# Data lines
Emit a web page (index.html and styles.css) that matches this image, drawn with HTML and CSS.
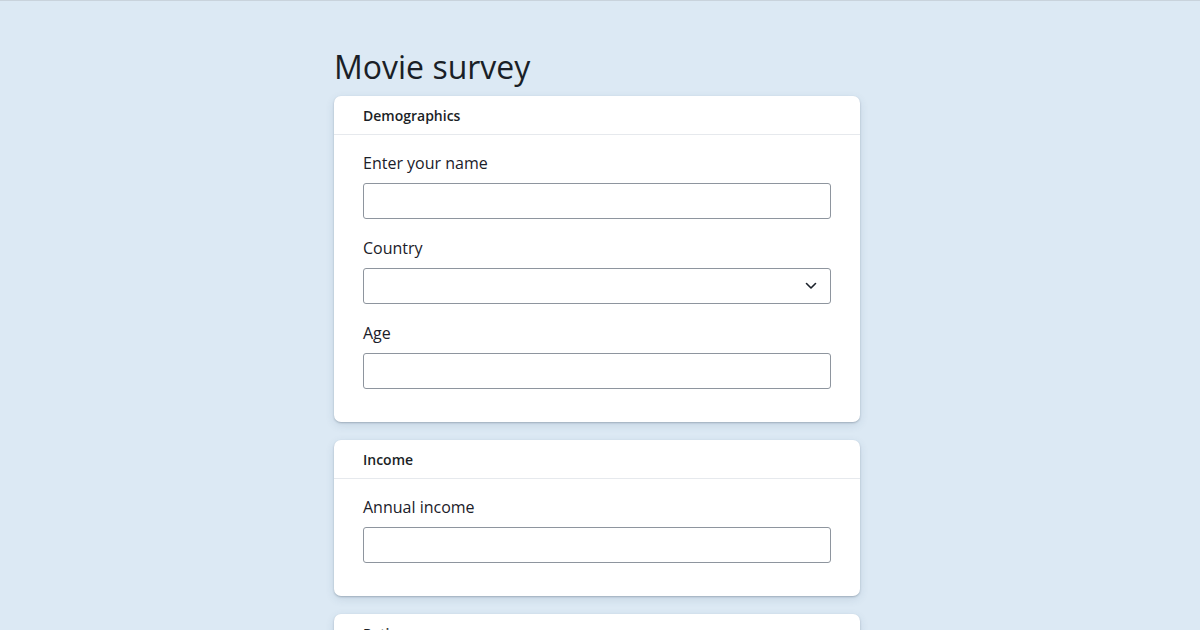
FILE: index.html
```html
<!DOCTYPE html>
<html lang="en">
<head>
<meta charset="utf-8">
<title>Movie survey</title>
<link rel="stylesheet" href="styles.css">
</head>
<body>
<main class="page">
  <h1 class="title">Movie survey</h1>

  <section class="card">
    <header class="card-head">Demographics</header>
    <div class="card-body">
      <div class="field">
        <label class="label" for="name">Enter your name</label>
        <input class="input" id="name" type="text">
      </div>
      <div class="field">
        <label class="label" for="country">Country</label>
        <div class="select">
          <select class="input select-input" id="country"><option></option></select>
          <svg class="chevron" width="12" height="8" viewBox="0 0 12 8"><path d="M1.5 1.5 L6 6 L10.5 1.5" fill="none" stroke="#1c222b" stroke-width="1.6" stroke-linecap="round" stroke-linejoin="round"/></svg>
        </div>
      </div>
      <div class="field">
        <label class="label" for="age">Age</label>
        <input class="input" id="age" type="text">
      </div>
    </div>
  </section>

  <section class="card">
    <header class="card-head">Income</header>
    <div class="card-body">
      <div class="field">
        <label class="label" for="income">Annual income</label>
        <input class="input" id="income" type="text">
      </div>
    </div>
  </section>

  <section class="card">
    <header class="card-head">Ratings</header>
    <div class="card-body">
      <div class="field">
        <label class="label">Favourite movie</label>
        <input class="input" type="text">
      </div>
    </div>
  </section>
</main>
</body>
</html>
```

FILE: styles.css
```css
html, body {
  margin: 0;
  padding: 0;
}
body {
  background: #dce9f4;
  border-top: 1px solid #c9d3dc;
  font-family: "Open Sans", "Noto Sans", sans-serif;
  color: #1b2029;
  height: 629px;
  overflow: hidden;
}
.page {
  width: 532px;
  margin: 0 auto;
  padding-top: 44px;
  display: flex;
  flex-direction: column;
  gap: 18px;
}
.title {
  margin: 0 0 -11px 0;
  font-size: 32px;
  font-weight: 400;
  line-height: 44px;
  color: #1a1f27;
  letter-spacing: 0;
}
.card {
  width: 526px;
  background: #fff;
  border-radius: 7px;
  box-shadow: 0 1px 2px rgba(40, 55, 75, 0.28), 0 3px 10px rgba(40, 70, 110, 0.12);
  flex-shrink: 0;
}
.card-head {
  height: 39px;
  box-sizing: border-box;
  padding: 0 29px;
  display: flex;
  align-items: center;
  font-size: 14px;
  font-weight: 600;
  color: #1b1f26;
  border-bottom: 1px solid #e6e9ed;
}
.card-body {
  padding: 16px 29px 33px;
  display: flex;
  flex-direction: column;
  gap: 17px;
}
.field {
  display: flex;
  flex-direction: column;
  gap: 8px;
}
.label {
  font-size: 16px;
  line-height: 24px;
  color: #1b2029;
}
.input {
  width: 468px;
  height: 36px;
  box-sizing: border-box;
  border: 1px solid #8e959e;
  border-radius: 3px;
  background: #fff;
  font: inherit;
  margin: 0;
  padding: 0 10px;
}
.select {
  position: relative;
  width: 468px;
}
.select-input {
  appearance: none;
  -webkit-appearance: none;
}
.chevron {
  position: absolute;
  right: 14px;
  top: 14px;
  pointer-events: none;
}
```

# Work to be completed
The data should be printed again unchanged; leave its pictures out.

# Solution for this problem
Emit a web page (index.html and styles.css) that matches this image, drawn with HTML and CSS.
FILE: index.html
```html
<!DOCTYPE html>
<html lang="en">
<head>
<meta charset="utf-8">
<title>Movie survey</title>
<link rel="stylesheet" href="styles.css">
</head>
<body>
<main class="page">
  <h1 class="title">Movie survey</h1>

  <section class="card">
    <header class="card-head">Demographics</header>
    <div class="card-body">
      <div class="field">
        <label class="label" for="name">Enter your name</label>
        <input class="input" id="name" type="text">
      </div>
      <div class="field">
        <label class="label" for="country">Country</label>
        <div class="select">
          <select class="input select-input" id="country"><option></option></select>
          <svg class="chevron" width="12" height="8" viewBox="0 0 12 8"><path d="M1.5 1.5 L6 6 L10.5 1.5" fill="none" stroke="#1c222b" stroke-width="1.6" stroke-linecap="round" stroke-linejoin="round"/></svg>
        </div>
      </div>
      <div class="field">
        <label class="label" for="age">Age</label>
        <input class="input" id="age" type="text">
      </div>
    </div>
  </section>

  <section class="card">
    <header class="card-head">Income</header>
    <div class="card-body">
      <div class="field">
        <label class="label" for="income">Annual income</label>
        <input class="input" id="income" type="text">
      </div>
    </div>
  </section>

  <section class="card">
    <header class="card-head">Ratings</header>
    <div class="card-body">
      <div class="field">
        <label class="label">Favourite movie</label>
        <input class="input" type="text">
      </div>
    </div>
  </section>
</main>
</body>
</html>
```

FILE: styles.css
```css
html, body {
  margin: 0;
  padding: 0;
}
body {
  background: #dce9f4;
  border-top: 1px solid #c9d3dc;
  font-family: "Open Sans", "Noto Sans", sans-serif;
  color: #1b2029;
  height: 629px;
  overflow: hidden;
}
.page {
  width: 532px;
  margin: 0 auto;
  padding-top: 44px;
  display: flex;
  flex-direction: column;
  gap: 18px;
}
.title {
  margin: 0 0 -11px 0;
  font-size: 32px;
  font-weight: 400;
  line-height: 44px;
  color: #1a1f27;
  letter-spacing: 0;
}
.card {
  width: 526px;
  background: #fff;
  border-radius: 7px;
  box-shadow: 0 1px 2px rgba(40, 55, 75, 0.28), 0 3px 10px rgba(40, 70, 110, 0.12);
  flex-shrink: 0;
}
.card-head {
  height: 39px;
  box-sizing: border-box;
  padding: 0 29px;
  display: flex;
  align-items: center;
  font-size: 14px;
  font-weight: 600;
  color: #1b1f26;
  border-bottom: 1px solid #e6e9ed;
}
.card-body {
  padding: 16px 29px 33px;
  display: flex;
  flex-direction: column;
  gap: 17px;
}
.field {
  display: flex;
  flex-direction: column;
  gap: 8px;
}
.label {
  font-size: 16px;
  line-height: 24px;
  color: #1b2029;
}
.input {
  width: 468px;
  height: 36px;
  box-sizing: border-box;
  border: 1px solid #8e959e;
  border-radius: 3px;
  background: #fff;
  font: inherit;
  margin: 0;
  padding: 0 10px;
}
.select {
  position: relative;
  width: 468px;
}
.select-input {
  appearance: none;
  -webkit-appearance: none;
}
.chevron {
  position: absolute;
  right: 14px;
  top: 14px;
  pointer-events: none;
}
```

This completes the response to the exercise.